# [Task]
Copy out all of the material, matching it word for word.
+++ Collected material +++
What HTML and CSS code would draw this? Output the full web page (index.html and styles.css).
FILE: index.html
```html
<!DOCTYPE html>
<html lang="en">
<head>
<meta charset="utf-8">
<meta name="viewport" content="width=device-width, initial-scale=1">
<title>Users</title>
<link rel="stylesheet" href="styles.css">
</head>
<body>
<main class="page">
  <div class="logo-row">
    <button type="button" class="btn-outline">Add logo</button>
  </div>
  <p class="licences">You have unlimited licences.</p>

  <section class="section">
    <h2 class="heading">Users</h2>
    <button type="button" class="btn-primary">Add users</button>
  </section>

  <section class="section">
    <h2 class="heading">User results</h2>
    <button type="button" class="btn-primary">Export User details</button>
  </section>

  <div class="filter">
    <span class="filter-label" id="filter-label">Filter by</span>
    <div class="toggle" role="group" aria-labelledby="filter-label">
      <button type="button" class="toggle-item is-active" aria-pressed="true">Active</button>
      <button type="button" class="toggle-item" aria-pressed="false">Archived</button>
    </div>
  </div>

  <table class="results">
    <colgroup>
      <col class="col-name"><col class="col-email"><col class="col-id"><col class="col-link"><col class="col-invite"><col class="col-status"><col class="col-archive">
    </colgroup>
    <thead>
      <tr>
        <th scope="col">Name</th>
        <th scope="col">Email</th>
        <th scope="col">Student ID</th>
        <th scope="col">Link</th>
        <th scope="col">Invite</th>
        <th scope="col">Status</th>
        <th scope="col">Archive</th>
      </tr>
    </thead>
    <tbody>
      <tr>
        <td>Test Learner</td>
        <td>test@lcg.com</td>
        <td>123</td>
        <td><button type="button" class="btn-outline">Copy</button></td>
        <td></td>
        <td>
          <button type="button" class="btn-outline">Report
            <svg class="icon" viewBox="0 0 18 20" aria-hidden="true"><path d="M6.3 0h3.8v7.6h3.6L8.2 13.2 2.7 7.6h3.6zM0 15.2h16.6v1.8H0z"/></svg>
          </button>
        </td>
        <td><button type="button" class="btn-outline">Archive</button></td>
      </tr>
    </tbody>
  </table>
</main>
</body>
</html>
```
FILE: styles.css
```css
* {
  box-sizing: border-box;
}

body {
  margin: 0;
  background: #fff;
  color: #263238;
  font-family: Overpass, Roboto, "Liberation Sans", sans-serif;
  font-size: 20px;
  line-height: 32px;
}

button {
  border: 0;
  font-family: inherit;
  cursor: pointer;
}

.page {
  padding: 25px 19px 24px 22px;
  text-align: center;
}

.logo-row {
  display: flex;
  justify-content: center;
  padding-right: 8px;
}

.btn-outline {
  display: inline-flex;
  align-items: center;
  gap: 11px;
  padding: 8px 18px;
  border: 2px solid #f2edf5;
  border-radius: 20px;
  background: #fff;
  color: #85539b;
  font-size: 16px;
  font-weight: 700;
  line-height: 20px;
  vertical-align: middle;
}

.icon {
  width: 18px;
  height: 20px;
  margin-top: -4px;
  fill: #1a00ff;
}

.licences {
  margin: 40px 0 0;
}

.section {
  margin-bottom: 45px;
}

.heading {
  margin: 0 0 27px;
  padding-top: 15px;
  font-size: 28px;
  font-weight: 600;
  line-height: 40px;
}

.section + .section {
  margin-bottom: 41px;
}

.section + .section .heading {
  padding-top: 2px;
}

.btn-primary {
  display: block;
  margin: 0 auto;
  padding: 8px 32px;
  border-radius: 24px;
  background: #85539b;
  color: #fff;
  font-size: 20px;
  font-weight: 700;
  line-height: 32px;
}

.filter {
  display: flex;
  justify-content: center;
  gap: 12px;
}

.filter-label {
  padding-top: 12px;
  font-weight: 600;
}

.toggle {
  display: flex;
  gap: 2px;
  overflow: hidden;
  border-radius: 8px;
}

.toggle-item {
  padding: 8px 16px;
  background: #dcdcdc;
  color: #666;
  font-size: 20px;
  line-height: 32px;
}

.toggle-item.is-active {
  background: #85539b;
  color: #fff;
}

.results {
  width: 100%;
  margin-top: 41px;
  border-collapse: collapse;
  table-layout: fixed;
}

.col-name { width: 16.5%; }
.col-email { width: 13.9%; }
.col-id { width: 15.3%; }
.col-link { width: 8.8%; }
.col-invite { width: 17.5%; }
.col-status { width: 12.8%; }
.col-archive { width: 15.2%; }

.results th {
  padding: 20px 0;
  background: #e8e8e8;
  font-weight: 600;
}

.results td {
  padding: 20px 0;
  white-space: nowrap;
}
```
+++
# [Response to this exercise]
What HTML and CSS code would draw this? Output the full web page (index.html and styles.css).
FILE: index.html
```html
<!DOCTYPE html>
<html lang="en">
<head>
<meta charset="utf-8">
<meta name="viewport" content="width=device-width, initial-scale=1">
<title>Users</title>
<link rel="stylesheet" href="styles.css">
</head>
<body>
<main class="page">
  <div class="logo-row">
    <button type="button" class="btn-outline">Add logo</button>
  </div>
  <p class="licences">You have unlimited licences.</p>

  <section class="section">
    <h2 class="heading">Users</h2>
    <button type="button" class="btn-primary">Add users</button>
  </section>

  <section class="section">
    <h2 class="heading">User results</h2>
    <button type="button" class="btn-primary">Export User details</button>
  </section>

  <div class="filter">
    <span class="filter-label" id="filter-label">Filter by</span>
    <div class="toggle" role="group" aria-labelledby="filter-label">
      <button type="button" class="toggle-item is-active" aria-pressed="true">Active</button>
      <button type="button" class="toggle-item" aria-pressed="false">Archived</button>
    </div>
  </div>

  <table class="results">
    <colgroup>
      <col class="col-name"><col class="col-email"><col class="col-id"><col class="col-link"><col class="col-invite"><col class="col-status"><col class="col-archive">
    </colgroup>
    <thead>
      <tr>
        <th scope="col">Name</th>
        <th scope="col">Email</th>
        <th scope="col">Student ID</th>
        <th scope="col">Link</th>
        <th scope="col">Invite</th>
        <th scope="col">Status</th>
        <th scope="col">Archive</th>
      </tr>
    </thead>
    <tbody>
      <tr>
        <td>Test Learner</td>
        <td>test@lcg.com</td>
        <td>123</td>
        <td><button type="button" class="btn-outline">Copy</button></td>
        <td></td>
        <td>
          <button type="button" class="btn-outline">Report
            <svg class="icon" viewBox="0 0 18 20" aria-hidden="true"><path d="M6.3 0h3.8v7.6h3.6L8.2 13.2 2.7 7.6h3.6zM0 15.2h16.6v1.8H0z"/></svg>
          </button>
        </td>
        <td><button type="button" class="btn-outline">Archive</button></td>
      </tr>
    </tbody>
  </table>
</main>
</body>
</html>
```
FILE: styles.css
```css
* {
  box-sizing: border-box;
}

body {
  margin: 0;
  background: #fff;
  color: #263238;
  font-family: Overpass, Roboto, "Liberation Sans", sans-serif;
  font-size: 20px;
  line-height: 32px;
}

button {
  border: 0;
  font-family: inherit;
  cursor: pointer;
}

.page {
  padding: 25px 19px 24px 22px;
  text-align: center;
}

.logo-row {
  display: flex;
  justify-content: center;
  padding-right: 8px;
}

.btn-outline {
  display: inline-flex;
  align-items: center;
  gap: 11px;
  padding: 8px 18px;
  border: 2px solid #f2edf5;
  border-radius: 20px;
  background: #fff;
  color: #85539b;
  font-size: 16px;
  font-weight: 700;
  line-height: 20px;
  vertical-align: middle;
}

.icon {
  width: 18px;
  height: 20px;
  margin-top: -4px;
  fill: #1a00ff;
}

.licences {
  margin: 40px 0 0;
}

.section {
  margin-bottom: 45px;
}

.heading {
  margin: 0 0 27px;
  padding-top: 15px;
  font-size: 28px;
  font-weight: 600;
  line-height: 40px;
}

.section + .section {
  margin-bottom: 41px;
}

.section + .section .heading {
  padding-top: 2px;
}

.btn-primary {
  display: block;
  margin: 0 auto;
  padding: 8px 32px;
  border-radius: 24px;
  background: #85539b;
  color: #fff;
  font-size: 20px;
  font-weight: 700;
  line-height: 32px;
}

.filter {
  display: flex;
  justify-content: center;
  gap: 12px;
}

.filter-label {
  padding-top: 12px;
  font-weight: 600;
}

.toggle {
  display: flex;
  gap: 2px;
  overflow: hidden;
  border-radius: 8px;
}

.toggle-item {
  padding: 8px 16px;
  background: #dcdcdc;
  color: #666;
  font-size: 20px;
  line-height: 32px;
}

.toggle-item.is-active {
  background: #85539b;
  color: #fff;
}

.results {
  width: 100%;
  margin-top: 41px;
  border-collapse: collapse;
  table-layout: fixed;
}

.col-name { width: 16.5%; }
.col-email { width: 13.9%; }
.col-id { width: 15.3%; }
.col-link { width: 8.8%; }
.col-invite { width: 17.5%; }
.col-status { width: 12.8%; }
.col-archive { width: 15.2%; }

.results th {
  padding: 20px 0;
  background: #e8e8e8;
  font-weight: 600;
}

.results td {
  padding: 20px 0;
  white-space: nowrap;
}
```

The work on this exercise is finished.